Animal care professionals have long used unique aromas such as perfumes and spices as enrichment tools to help maintain an animal’s physical and mental health. Special treats such as toys, foods or fragrance prompt animals to explore, make choices and maintain a level of activity in their habitat similar to their natural behavior in the wild. With a very keen sense of smell, large cats such as tigers, cheetahs and lions like to scratch, roll and mark their own scents on logs sprayed with cologne.
In addition to “aromatherapy,” we provide lions, cheetahs and tigers with a variety of other enrichment items and activities to keep the cats interested in their environments.
- Super tough plastic balls for chasing and swatting promotes physical activity.
- Drilling a hole in the ball and stuffing it with hard-to-get treats increases the challenge and the excitement.
- During the summer, frozen treats may contain meat to help the cats stay cool and encourage them to use their teeth, claws and ingenuity to get to the food inside.
- A habitat complete with hills, tall grasses, shade trees, rocks, shrubs, fabricated termite mounds, dead trees, stumps and a sweeping view of the savanna provide opportunities to rest, communicate, interact, hide and explore.
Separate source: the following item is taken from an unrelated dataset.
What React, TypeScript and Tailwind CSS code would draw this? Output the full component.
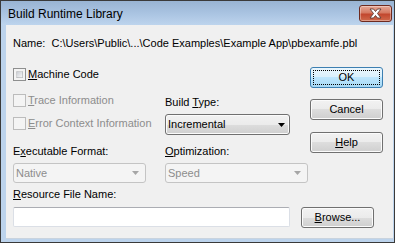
import React from 'react';

const btnFace =
  'bg-[linear-gradient(to_bottom,#f2f2f2_0%,#ebebeb_50%,#dddddd_50%,#cfcfcf_100%)] border border-[#707070] rounded-[3px] shadow-[inset_0_0_0_1px_#fbfbfb]';

const Check: React.FC<{ label: React.ReactNode; disabled?: boolean }> = ({ label, disabled }) => (
  <div className="flex items-center h-[13px] gap-[2px]">
    <div
      className={`w-[13px] h-[13px] shrink-0 border p-[2px] ${
        disabled ? 'border-[#bcbcbc] bg-[#f4f4f4]' : 'border-[#8e8f8f] bg-[#f4f4f4]'
      }`}
    >
      <div
        className={`w-full h-full ${
          disabled
            ? 'bg-[#f4f4f4]'
            : 'bg-[linear-gradient(135deg,#cbcfd5_0%,#f6f6f6_100%)] border border-[#a9a9a9]/40'
        }`}
      />
    </div>
    <span className={`leading-[13px] ${disabled ? 'text-[#8d8d8d]' : 'text-black'}`}>{label}</span>
  </div>
);

const Arrow: React.FC<{ color: string }> = ({ color }) => (
  <svg width="7" height="4" viewBox="0 0 7 4" className="shrink-0">
    <polygon points="0,0 7,0 3.5,4" fill={color} />
  </svg>
);

const Combo: React.FC<{ value: string; disabled?: boolean; className: string }> = ({
  value,
  disabled,
  className,
}) => (
  <div
    className={`flex items-center justify-between rounded-[3px] border ${
      disabled
        ? 'border-[#c4c4c4] bg-[#f4f4f4] text-[#8d8d8d] pl-[2px] pr-[6px]'
        : `${btnFace} text-black pl-[2px] pr-[4px]`
    } ${className}`}
  >
    <span className="leading-[13px]">{value}</span>
    <Arrow color={disabled ? '#a6a6a6' : '#000000'} />
  </div>
);

const App: React.FC = () => {
  return (
    <div className="w-[395px] h-[243px] flex flex-col border border-[#3a3a3a] bg-[#bcd3ec] font-['Liberation_Sans',Arial,sans-serif] text-[11px] text-black overflow-hidden">
      {/* title bar */}
      <div className="h-[24px] shrink-0 flex justify-between bg-[linear-gradient(to_bottom,#99b4d3_0%,#a9c3e1_50%,#bdd4ed_100%)]">
        <div className="pl-[7px] pt-[6px] text-[12px] leading-[14px] text-black">Build Runtime Library</div>
        <div className="mt-[4px] mr-[2px] w-[33px] h-[17px] rounded-[3px] border border-[#6e2a1f] bg-[linear-gradient(to_bottom,#e6a897_0%,#d57a62_45%,#c2472e_55%,#cf6a4c_100%)] shadow-[inset_0_0_0_1px_rgba(255,255,255,0.35)] flex items-center justify-center">
          <svg width="13" height="11" viewBox="0 0 13 11">
            <polygon
              points="1,1 4.5,1 6.5,3.5 8.5,1 12,1 8.5,5.5 12,10 8.5,10 6.5,7.5 4.5,10 1,10 4.5,5.5"
              fill="#ffffff"
              stroke="#5c3a33"
              strokeWidth="0.9"
              strokeLinejoin="round"
            />
          </svg>
        </div>
      </div>

      {/* client area */}
      <div className="ml-[5px] mr-[1px] h-[214px] shrink-0 bg-[#f0f0f0] border-b border-[#c9d3de] pl-[7px] flex flex-col">
        <div className="mt-[12px] leading-[13px] whitespace-pre">
          Name:  C:\Users\Public\...\Code Examples\Example App\pbexamfe.pbl
        </div>

        <div className="mt-[17px] flex">
          <div className="w-[297px] flex flex-col">
            <div className="flex">
              <div className="w-[152px] flex flex-col">
                <div className="mt-[1px]">
                  <Check label={<><u>M</u>achine Code</>} />
                </div>
                <div className="mt-[13px]">
                  <Check disabled label={<><u>T</u>race Information</>} />
                </div>
                <div className="mt-[10px]">
                  <Check disabled label={<><u>E</u>rror Context Information</>} />
                </div>
              </div>
              <div className="w-[125px] flex flex-col">
                <div className="mt-[29px] leading-[13px]">
                  Build <u>T</u>ype:
                </div>
                <Combo value="Incremental" className="mt-[5px] h-[21px] w-[125px]" />
              </div>
            </div>
            <div className="mt-[10px] flex leading-[13px]">
              <div className="w-[152px]">
                E<u>x</u>ecutable Format:
              </div>
              <div>
                <u>O</u>ptimization:
              </div>
            </div>
          </div>

          <div className="w-[73px] flex flex-col">
            <div className="h-[21px] rounded-[3px] border border-[#3c7fb1] bg-[linear-gradient(to_bottom,#eaf6fd_0%,#d9f0fc_50%,#bee6fd_50%,#a7d9f5_100%)] p-[2px] flex">
              <div className="flex-1 border border-dotted border-black flex items-center justify-center leading-[13px]">
                OK
              </div>
            </div>
            <div className={`mt-[11px] h-[21px] ${btnFace} flex items-center justify-center leading-[13px]`}>
              Cancel
            </div>
            <div className={`mt-[12px] h-[21px] ${btnFace} flex items-center justify-center leading-[13px]`}>
              <span>
                <u>H</u>elp
              </span>
            </div>
          </div>
        </div>

        <div className="mt-[5px] flex">
          <Combo disabled value="Native" className="h-[20px] w-[133px]" />
          <Combo disabled value="Speed" className="ml-[19px] h-[20px] w-[143px]" />
        </div>

        <div className="mt-[5px] leading-[13px]">
          <u>R</u>esource File Name:
        </div>

        <div className="mt-[6px] flex">
          <div className="w-[277px] h-[20px] rounded-[2px] border border-[#dbdfe6] border-t-[#abadb3] bg-white" />
          <div className={`ml-[11px] w-[73px] h-[21px] ${btnFace} flex items-center justify-center leading-[13px]`}>
            <span>
              <u>B</u>rowse...
            </span>
          </div>
        </div>
      </div>
    </div>
  );
};

export default App;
Enrichment such as perfume is just one of the tools used to provide excellent care for our animals. We also rely on positive training methods that encourage animals to participate in their daily health care and challenge them to stay mentally active.
Positive conditioning techniques train the animals to cooperate with their own medical care, which makes the vets’ work much easier and safer. For example, with a hand signal or verbal cue from a zoological manager, lions, cheetahs and tigers voluntarily open their mouths for dental exams or stand on a portable scale for routine weight checks. They also present their tails or paws during medical check-ups.
This attention to care is given to all of the more than 1,700 animals representing more than 250 species at Disney’s Animal Kingdom. Guests can see lions and cheetahs on the savanna of Kilimanjaro Safaris while the tigers can be seen on the Maharajah Jungle Trek in the Asia section of the theme park.